I know it’s very likely too late to say Geordi is bisexual but for other characters that Trek used the “awkward around women” trope with, it may not be. It may not be too late to bring back someone like Barclay and give him a boyfriend. For me personally I would want to see his boyfriend be Harry Kim.

They’ve done it with Seven, which made perfect sense, establishing her as having a romantic relationship with Raffi, after a short-lived romance with Chakotay.

I would very much like them to bring Garak back and show him as married to a man, with an adopted set of kids, Cardassian children orphaned by the Dominion War. Everyone knows they tried to make him a gay character, but were stymied by producers and the studio.

Yes. You’ve also got cases like Malcolm Reed on ENT which was similar to Garak.

I’m not discounting Seven, like I’ve said on other articles, she’s important to the lesbians and bi women I know that are Trek fans. She’s definitely a step in the right direction, they need to take more of one than that and write her relationship better.
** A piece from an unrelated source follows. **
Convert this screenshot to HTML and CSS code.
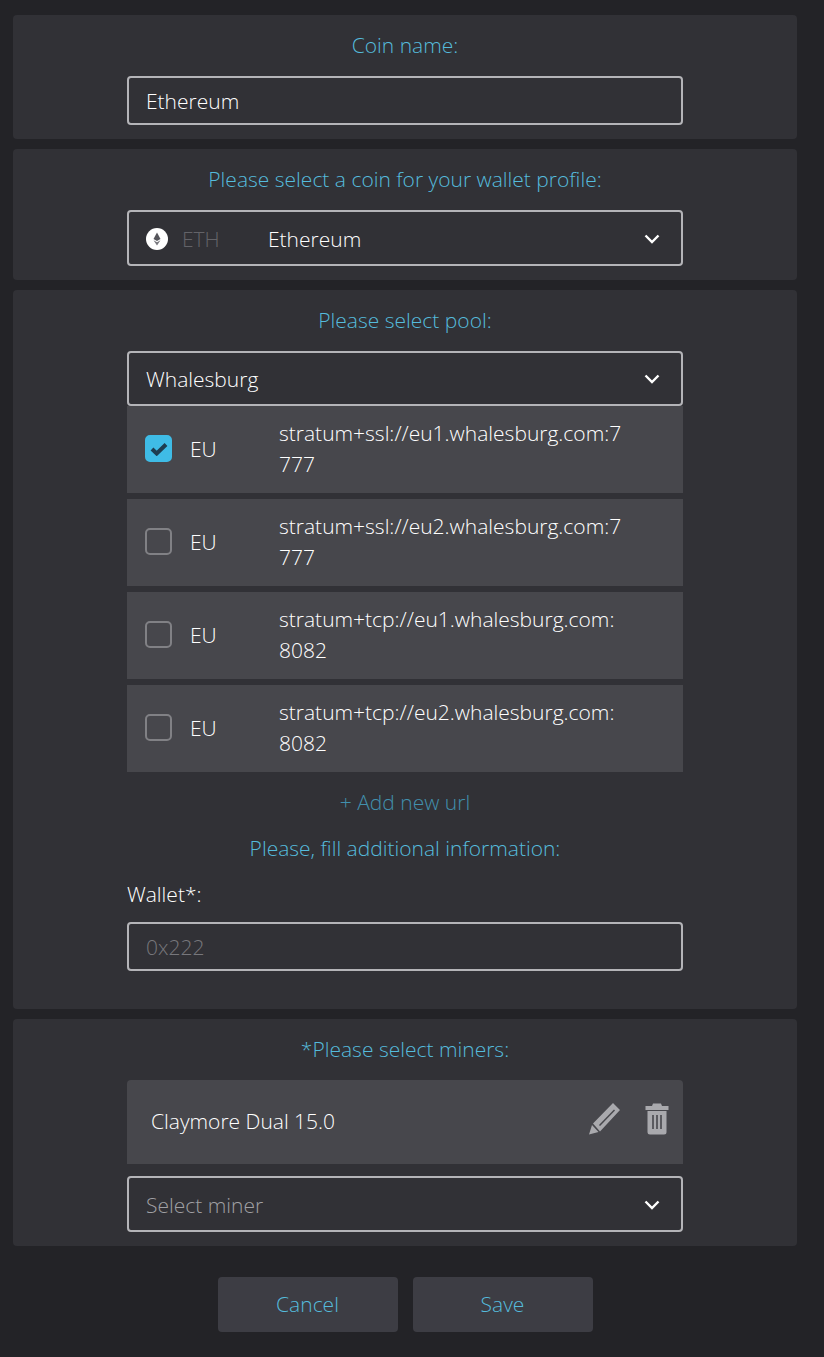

Considering what DSC has done for LGBTQ representation (and the fact that Stametz, Culber, Adira, and Grey are actually the best characters on the show by a country mile), i’m less eager for them to reintroduce legacy characters in that manner, though i’m not at all against it, obviously.

To be honest, I think it’s more important that Prodigy show an LGBTQ character. I could very much see Gwyn being bi (and before you accuse anyone of sexualizing children, it would obviously be in the form of a teenaged crush, just like Dal has on her).

What our culture needs is to introduce LGBTQ ideas to younger audiences to reinforce the normality of it at a young age. There would be less bigotry and intolerance if people grow up with diverse people around them, simply as a way of life.

Stamets, Adira and Grey are not even close to being the best characters on Discovery. Not by a long shot, and certainly not after season 4.